(Buffalo, État de New York) Il s’est dit et écrit beaucoup de mots au sujet d’un certain Juraj Slafkovsky depuis que le Canadien en a fait le premier choix au dernier repêchage. Ça fait jaser à Montréal, bien entendu, mais également en Slovaquie, pays qui a été moins gâté par les grands talents depuis les belles années de Zdeno Chara, Marian Gaborik et des frères Hossa.

« Chez nous, il est reconnu partout, racontait l’espoir du Canadien Filip Mesar, vendredi. J’ouvre Twitter, Instagram, et il y a des articles sur lui. C’est beaucoup, mais ça lui va. Il est fort mentalement. »

Cela dit, l’« autre » choix de premier tour du CH l’été dernier – réclamé au 26rang – y trouve son compte. « Je pense qu’il y a trop de pression sur lui, mais c’est plus facile pour moi et j’aime mieux ne pas recevoir trop d’attention », a expliqué Mesar.

L’attaquant vit en effet dans l’ombre de son bon ami. Mais Mesar échappe ainsi à l’attention qui entoure tout choix de premier tour du CH, peu importe son rang dans ce premier tour.

Et c’est pourquoi le débat « Montréal ou Laval ? » au sujet de Slafkovsky occulte une autre question qui aurait fait jaser en septembre, dans un contexte normal. Pour Filip Mesar : Laval ou Kitchener ? C’est la question à laquelle devra répondre l’état-major du CH d’ici un mois.

Une situation rarissime

Parce qu’il évoluait en Europe lorsqu’il a été repêché, Mesar aurait effectivement le droit de jouer dans la Ligue américaine dès l’âge de 18 ans, ce que les joueurs des circuits juniors canadiens ne peuvent faire.

Ils sont plutôt rares à le faire pendant une saison complète, cela dit. Selon les données de Quant-Hockey, un seul joueur de 18 ans a évolué à temps plein dans la Ligue américaine la saison dernière. C’était Danila Klimovich, choix de cinquième tour des Canucks, qui a amassé 18 points en 62 matchs.

En 2019-2020, ils étaient trois, tous des choix de premier tour : Simon Holmström, Tobias Björnfot et Moritz Seider. L’expérience de ce dernier n’a visiblement pas été nuisible, si on se fie au trophée Calder qui traîne quelque part chez lui.

Par contre, les quatre joueurs susmentionnés sont relativement costauds, tandis que Mesar, à 5 pi 9 et 176 lb, n’a pas atteint sa maturité physique.

Pour un Européen, venir dans la Ligue américaine à un jeune âge, ce n’est pas évident, des fois.

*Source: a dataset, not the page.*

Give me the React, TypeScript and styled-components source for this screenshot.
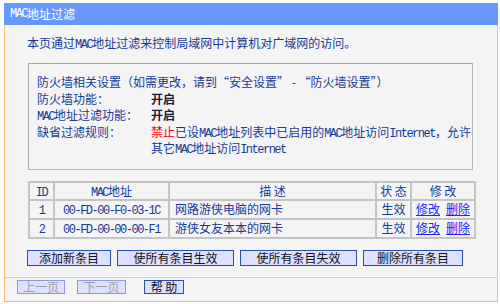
import styled, { createGlobalStyle } from "styled-components";

const GlobalStyle = createGlobalStyle`
  body {
    margin: 0;
    background: #ffffff;
    font-family: "Noto Sans CJK SC", sans-serif;
    font-size: 12px;
    line-height: 16px;
    color: #163a96;
  }
`;

const Frame = styled.div`
  width: 494px;
  margin: 3px 0 0 4px;
`;

const TitleBar = styled.div`
  height: 22px;
  display: flex;
  align-items: center;
  padding-left: 6px;
  background: #6699ff;
  color: #ffffff;
`;

const Panel = styled.div`
  background: #f4f4f4;
  border: 1px solid #ffb870;
  border-top: none;
`;

const Body = styled.div`
  padding: 10px 22px 11px 23px;
`;

const Intro = styled.div`
  height: 16px;
  margin-left: -1px;
`;

const InfoBox = styled.div`
  width: 445px;
  box-sizing: border-box;
  margin-top: 12px;
  padding: 10px 2px 12px 8px;
  border: 1px solid #a8a8a8;
  border-right-color: #b8b8b8;
  border-bottom-color: #b8b8b8;
  display: grid;
  grid-template-columns: 114px 1fr;
  grid-auto-rows: 16.5px;
  line-height: 16.5px;
  white-space: nowrap;
`;

const Wide = styled.div`
  grid-column: 1 / 3;
`;

const Value = styled.div<{ $bold?: boolean }>`
  font-weight: ${(p) => (p.$bold ? 700 : 400)};
  color: ${(p) => (p.$bold ? "#1a1a3a" : "inherit")};
`;

const Red = styled.span`
  color: #ff0000;
`;

const Lat = styled.span`
  font-family: "Liberation Mono", monospace;
  font-size: 12px;
  line-height: 1;
  letter-spacing: -1.5px;
`;

const Table = styled.table`
  width: 446px;
  margin-top: 11px;
  border-collapse: collapse;
  border: 1px solid #a8a8a8;
  table-layout: fixed;
  line-height: 16px;

  th,
  td {
    border: 2px solid #c4c4c4;
    padding: 0;
    height: 17px;
    font-weight: 400;
    text-align: center;
    white-space: nowrap;
  }

  th {
    height: 16px;
  }
`;

const Desc = styled.td`
  && {
    text-align: left;
    padding-left: 5px;
  }
`;

const Link = styled.a`
  color: #2222ff;
  text-decoration: underline;
  margin: 0 3px;
`;

const ButtonRow = styled.div`
  display: flex;
  gap: 6px;
  margin-top: 11px;
  margin-left: -1px;
`;

const Button = styled.button<{ $w: number; $disabled?: boolean }>`
  width: ${(p) => p.$w}px;
  height: 16px;
  padding: 0;
  box-sizing: border-box;
  background: #dde0ff;
  border: 1px solid ${(p) => (p.$disabled ? "#8a9ae0" : "#2a4fa8")};
  font-family: "Noto Sans CJK SC", sans-serif;
  font-size: 12px;
  line-height: 14px;
  color: ${(p) => (p.$disabled ? "#a0a0a8" : "#111111")};
`;

const Footer = styled.div`
  border-top: 1px solid #ffc488;
  display: flex;
  align-items: flex-start;
  padding: 2px 12px 7px;
  height: 14px;
`;

const SmallButton = styled(Button)<{ $ml?: number }>`
  height: 14px;
  line-height: 12px;
  margin-left: ${(p) => p.$ml ?? 0}px;
`;

const rows = [
  { id: 1, mac: "00-FD-00-F0-03-1C", desc: "网路游侠电脑的网卡" },
  { id: 2, mac: "00-FD-00-00-00-F1", desc: "游侠女友本本的网卡" },
];

export default function App() {
  return (
    <>
      <GlobalStyle />
      <Frame>
        <TitleBar>
          <Lat>MAC</Lat>地址过滤
        </TitleBar>
        <Panel>
          <Body>
            <Intro>
              本页通过<Lat>MAC</Lat>地址过滤来控制局域网中计算机对广域网的访问。
            </Intro>
            <InfoBox>
              <Wide>防火墙相关设置（如需更改，请到“安全设置” - “防火墙设置”）</Wide>
              <div>防火墙功能：</div>
              <Value $bold>开启</Value>
              <div>
                <Lat>MAC</Lat>地址过滤功能：
              </div>
              <Value $bold>开启</Value>
              <div>缺省过滤规则：</div>
              <Value>
                <Red>禁止</Red>已设<Lat>MAC</Lat>地址列表中已启用的<Lat>MAC</Lat>地址访问<Lat>Internet</Lat>，允许
              </Value>
              <div />
              <Value>
                其它<Lat>MAC</Lat>地址访问<Lat>Internet</Lat>
              </Value>
            </InfoBox>
            <Table>
              <colgroup>
                <col style={{ width: 25 }} />
                <col style={{ width: 115 }} />
                <col style={{ width: 207 }} />
                <col style={{ width: 35 }} />
                <col style={{ width: 64 }} />
              </colgroup>
              <thead>
                <tr>
                  <th>
                    <Lat>ID</Lat>
                  </th>
                  <th>
                    <Lat>MAC</Lat>地址
                  </th>
                  <th>描 述</th>
                  <th>状 态</th>
                  <th>修 改</th>
                </tr>
              </thead>
              <tbody>
                {rows.map((r) => (
                  <tr key={r.id}>
                    <td>
                      <Lat>{r.id}</Lat>
                    </td>
                    <td>
                      <Lat>{r.mac}</Lat>
                    </td>
                    <Desc>{r.desc}</Desc>
                    <td>生效</td>
                    <td>
                      <Link>修改</Link>
                      <Link>删除</Link>
                    </td>
                  </tr>
                ))}
              </tbody>
            </Table>
            <ButtonRow>
              <Button $w={84}>添加新条目</Button>
              <Button $w={117}>使所有条目生效</Button>
              <Button $w={117}>使所有条目失效</Button>
              <Button $w={100}>删除所有条目</Button>
            </ButtonRow>
          </Body>
          <Footer>
            <SmallButton $w={48} $disabled>
              上一页
            </SmallButton>
            <SmallButton $w={49} $disabled $ml={12}>
              下一页
            </SmallButton>
            <SmallButton $w={40} $ml={18}>
              帮 助
            </SmallButton>
          </Footer>
        </Panel>
      </Frame>
    </>
  );
}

S’il se fait une place, on ne voit pas pourquoi on ne le gardera pas. Mais sinon, ce sera dans le junior.

Jean-François Houle, entraîneur-chef du Rocket de Laval

Du point de vue du Tricolore, un séjour dans les rangs juniors tomberait sous le sens. Le club-école devrait, en toute logique, compter les jeunes Jan Mysak, Rafaël Harvey-Pinard et Jesse Ylönen dans ses rangs, des joueurs qui doivent jouer, au minimum, dans les trois premiers trios pour poursuivre leur développement. Slafkovsky lui-même pourrait aussi être cédé au Rocket si l’équipe le juge nécessaire.

Le Canadien a aussi embauché des joueurs tels Anthony Richard et Michell Stephens, qui s’ajoutent notamment à Danick Martel et Alex Belzile parmi ceux qui formeront le noyau offensif du Rocket.

Bref, c’est bien beau de vouloir garder Mesar à Laval, encore faut-il qu’il ne soit pas confiné au quatrième trio en raison d’un trop-plein d’avants. Ce qui peut expliquer la mise en garde de Houle.

La préférence de Mesar

Les Rangers de Kitchener, dans la Ligue de l’Ontario (OHL), détiennent les droits sur Mesar s’il devait jouer au hockey junior canadien. Alors, que préférerait-il entre Laval et la ville que les gens cool appellent « K-Dub » ?

« On verra après le tournoi », a-t-il d’abord répondu. Relancé sur la question, il a admis que « la Ligue américaine serait la meilleure option, mais l’OHL serait bien aussi ».

Un facteur non négligeable : Mesar joue dans les rangs professionnels depuis deux ans en Slovaquie. Il touche donc un vrai salaire, ce à quoi il aurait droit à Laval, où son contrat prévoit un revenu de 82 500 $ par saison. Dans le junior, les joueurs n’ont droit qu’à une modeste allocation hebdomadaire.

Financièrement, à très court terme, Mesar gagnerait donc à jouer à Laval. Mais Kent Hughes prendra évidemment sa décision en fonction de ce qui servira le mieux les intérêts de l’organisation et le développement du jeune homme.